Das ist mein Streit:
durch alle Tage schweifen.
Dann, stark und briet,
mit tausend Wurzelstriefen
tief in das Leben greifen –
und durch das Leid
weit aus dem Leben reifen,
weit aus der Zeit!
~ Rainer Maria Rilke
As I write this, I have a stonking headache. I had to cancel meeting up with a good friend earlier, which felt worse for me than any pain in my head. My trips out of the house are precious, especially those of a social nature. The people in my life are gifts of great value.
I don’t think the headache is to do with my dystonia or heart failure. It could be a side effect of my medication, or perhaps something I ate last night that had a few too chemicals. Who can tell? I find these ‘incidental’ aches, pains etc hard, as every day living is not easy in the first place now.
With the passing of time, I am no longer feeling reduced and frustrated as I was in my last post. I have been contacted by Together Against Genocide and am waiting for a follow-up phone call. I also had a rejection from a publisher who asked me to send more poetry. Now, a rejection like that is not so bad.
My right leg remains twice the size of my left, I don’t know if that will change. I also discovered that my right butt cheek is twice the size of the other. That will be very funny when I start to wear jeans again. I am looking forward to an Indian summer with less intense heat. The garden needs attention desperately, so I need to find a gardener quickly and this overwhelms me. Really, apart from my conditions, feeling overwhelmed is my most frequent problem.
Having had to buy a new washing machine, I was overwhelmed by the delivery of it. I got a parking ticket (erroneously) and I felt overwhelmed. I want to change my mobile phone company, but want a sim only and to keep my number. This overwhelms me. I have admin to do and I’m overwhelmed.

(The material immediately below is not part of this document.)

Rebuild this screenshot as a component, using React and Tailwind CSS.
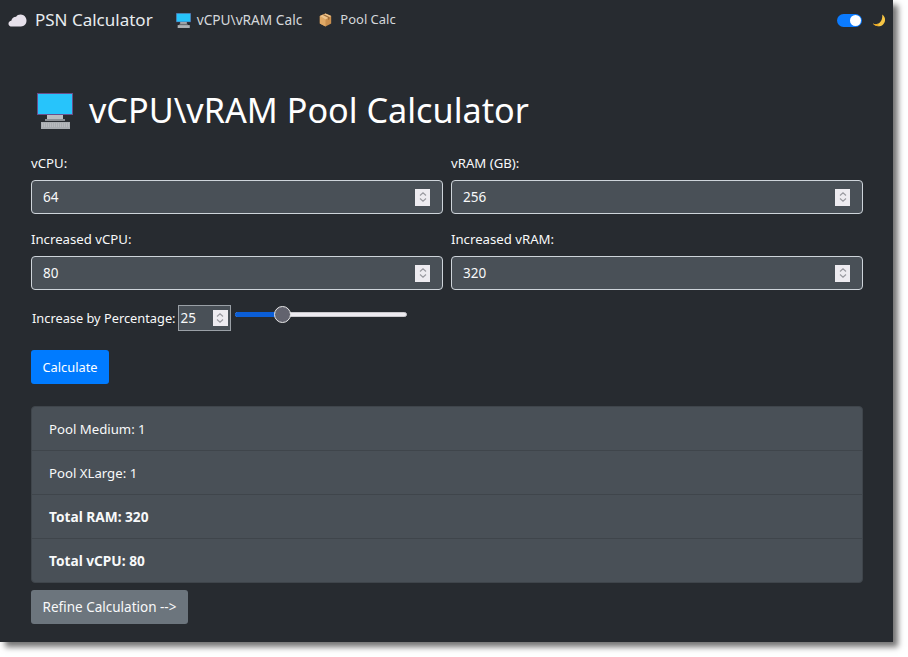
import React from 'react';

const font = { fontFamily: '"Noto Sans", sans-serif' };

const Cloud = ({ className }) => (
  <svg viewBox="0 0 20 14" className={className}>
    <path d="M4 13.500C1.800 13.500.3 12.200.3 10.400c0-1.700 1.300-3 3-3.200C4 4.600 6 3 8.500 3c1-1.500 2.600-2.400 5-2.400 3.400 0 6.200 3 6.200 6.500 0 3.700-2.500 6.400-6 6.400z" fill="#e6e0ea" />
  </svg>
);

const Desktop = ({ className }) => (
  <svg viewBox="0 0 36 36" className={className}>
    <rect x="0.500" y="0.500" width="35" height="21" fill="#27c4fb" stroke="#6a4f8c" />
    <rect x="10" y="22" width="16" height="4" fill="#b9bcc0" />
    <rect x="8" y="26" width="20" height="2" fill="#8b8f94" />
    <rect x="4" y="29" width="29" height="7" fill="#a9adb1" />
    <path d="M5 31h27M5 33h27" stroke="#d2d4d6" strokeWidth="0.700" strokeDasharray="1 1" />
  </svg>
);

const Box = ({ className }) => (
  <svg viewBox="0 0 14 16" className={className}>
    <path d="M7 0.500 13.500 3.500V12L7 15.500.5 12V3.500z" fill="#c98f4e" />
    <path d="M7 7.500V15.500L.5 12V3.500z" fill="#e0a965" />
    <path d="M7 0.500 13.500 3.500 7 7.500.5 3.500z" fill="#eec48b" />
    <path d="M3.500 2 10 5.500V8l1.500-.8V4.700L5 1.300z" fill="#9b6a38" />
  </svg>
);

const Moon = ({ className }) => (
  <svg viewBox="0 0 14 14" className={className}>
    <path d="M10.500.5C12.800 2 13.800 4.500 13.500 7c-.4 3.600-3.400 6.300-7 6.300-2.400 0-4.600-1.100-6-3 1.600.8 3.600.9 5.300.2 3.200-1.300 5.100-4.700 4.700-10z" fill="#f6c544" />
    <path d="M.5 10.300c1.600.8 3.600.9 5.300.2.600.8.700 1.800.7 2.800-2.400 0-4.600-1.100-6-3z" fill="#e9a825" />
  </svg>
);

const Spinner = ({ className }) => (
  <div className={`flex flex-col items-center justify-center gap-[2px] bg-[#edebf0] ${className}`}>
    <svg viewBox="0 0 8 4" className="h-[4px] w-[8px]"><path d="M1 3.500 4 .8l3 2.700" fill="none" stroke="#9a9aa0" strokeWidth="1.200" /></svg>
    <svg viewBox="0 0 8 4" className="h-[4px] w-[8px]"><path d="M1 .5 4 3.200 7 .5" fill="none" stroke="#9a9aa0" strokeWidth="1.200" /></svg>
  </div>
);

const Field = ({ label, value }) => (
  <div>
    <label className="block text-[13.200px] leading-[20px] text-[#f8f9fa]">{label}</label>
    <div className="mt-[7px] flex h-[34px] items-center justify-between rounded-[4px] border border-[#ced4da] bg-[#495057] pl-[11px] pr-[12px]">
      <span className="text-[13.500px] text-[#f8f9fa]">{value}</span>
      <Spinner className="h-[17px] w-[15px]" />
    </div>
  </div>
);

const rows = [
  { text: 'Pool Medium: 1', cls: 'h-[43px] text-[13.200px]' },
  { text: 'Pool XLarge: 1', cls: 'h-[44px] border-t border-[#3f454b] text-[13.200px]' },
  { text: 'Total RAM: 320', cls: 'h-[44px] border-t border-[#3f454b] text-[13.700px] font-bold' },
  { text: 'Total vCPU: 80', cls: 'h-[44px] border-t border-[#3f454b] text-[13.700px] font-bold' },
];

export default function App() {
  return (
    <div className="h-[657px] w-[908px] bg-white" style={font}>
      <div className="h-[642px] w-[893px] bg-[#272b30] shadow-[5px_5px_6px_rgba(0,0,0,0.55)]">
        <nav className="flex h-[40px] items-center pl-[8px] pr-[7px]">
          <Cloud className="h-[13px] w-[19px]" />
          <span className="ml-[8px] text-[17px] text-[#e9ecef]">PSN Calculator</span>
          <Desktop className="ml-[23px] h-[15px] w-[15px]" />
          <span className="ml-[6px] text-[13.700px] text-[#d5d8db]">vCPU\vRAM Calc</span>
          <Box className="ml-[17px] h-[14px] w-[13px]" />
          <span className="ml-[8px] text-[13px] text-[#d5d8db]">Pool Calc</span>
          <div className="ml-auto flex items-center gap-[10px]">
            <div className="flex h-[13px] w-[25px] items-center justify-end rounded-full bg-[#0b7bff] pr-[1px]">
              <div className="h-[11px] w-[11px] rounded-full bg-white" />
            </div>
            <Moon className="h-[13px] w-[14px]" />
          </div>
        </nav>

        <main className="pl-[31px] pr-[30px]">
          <div className="mt-[49px] flex h-[44px] items-center">
            <Desktop className="ml-[6px] h-[36px] w-[36px]" />
            <h1 className="-mt-[2px] ml-[16px] text-[34.200px] font-normal text-white">vCPU\vRAM Pool Calculator</h1>
          </div>

          <div className="mt-[20px] grid grid-cols-2 gap-x-[8px] gap-y-[15px]">
            <Field label="vCPU:" value="64" />
            <Field label="vRAM (GB):" value="256" />
            <Field label="Increased vCPU:" value="80" />
            <Field label="Increased vRAM:" value="320" />
          </div>

          <div className="mt-[15px] flex h-[26px] items-center">
            <span className="ml-[1px] pt-[2px] text-[12.800px] text-[#f8f9fa]">Increase by Percentage:</span>
            <div className="ml-[2px] flex h-[26px] w-[53px] items-center justify-between border border-[#9aa0a6] bg-[#495057] pl-[2px] pr-[2px]">
              <span className="text-[13.500px] text-[#f8f9fa]">25</span>
              <Spinner className="h-[16px] w-[15px]" />
            </div>
            <div className="relative mb-[8px] ml-[4px] flex h-[5px] w-[172px] rounded-full border border-[#c9c8cc] bg-[#edebf0]">
              <div className="-m-[1px] h-[5px] w-[40px] rounded-l-full bg-[#0b5ed7]" />
              <div className="absolute left-[38px] top-[-7px] h-[17px] w-[17px] rounded-full border border-[#e8e8e8] bg-[#62636e]" />
            </div>
          </div>

          <button className="mt-[19px] block h-[34px] w-[78px] rounded-[3px] bg-[#007bff] pt-[2px] text-[12.800px] text-white">Calculate</button>

          <ul className="mt-[22px] rounded-[4px] border border-[#3f454b] bg-[#495057]">
            {rows.map((row) => (
              <li key={row.text} className={`flex items-center pl-[17px] pt-[2px] text-[#f8f9fa] ${row.cls}`}>
                {row.text}
              </li>
            ))}
          </ul>

          <button className="mt-[7px] block h-[34px] w-[157px] rounded-[3px] bg-[#6c757d] text-[13.500px] text-[#f8f9fa]">Refine Calculation --&gt;</button>
        </main>
      </div>
    </div>
  );
}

So, the skin on my fat leg at times bothers me. I can’t describe it. Sometimes it’s like pins are being pushed in, other times it feels as though it’s not entirely mine. My doctor gave me an analgesic cream but in this heat the ‘wearing’ of it is not pleasant, even when thoroughly rubbed in. So occasionally I take a pain killer by mouth.
I found out that analgesics do ‘find’ the pain! Certain proteins, chemicals anyway, are released by the hurting cells, and painkillers contain something that locks on to that chemical. It was much more scientific when I read it, I’m not good at retaining facts unless I’m studying the subject.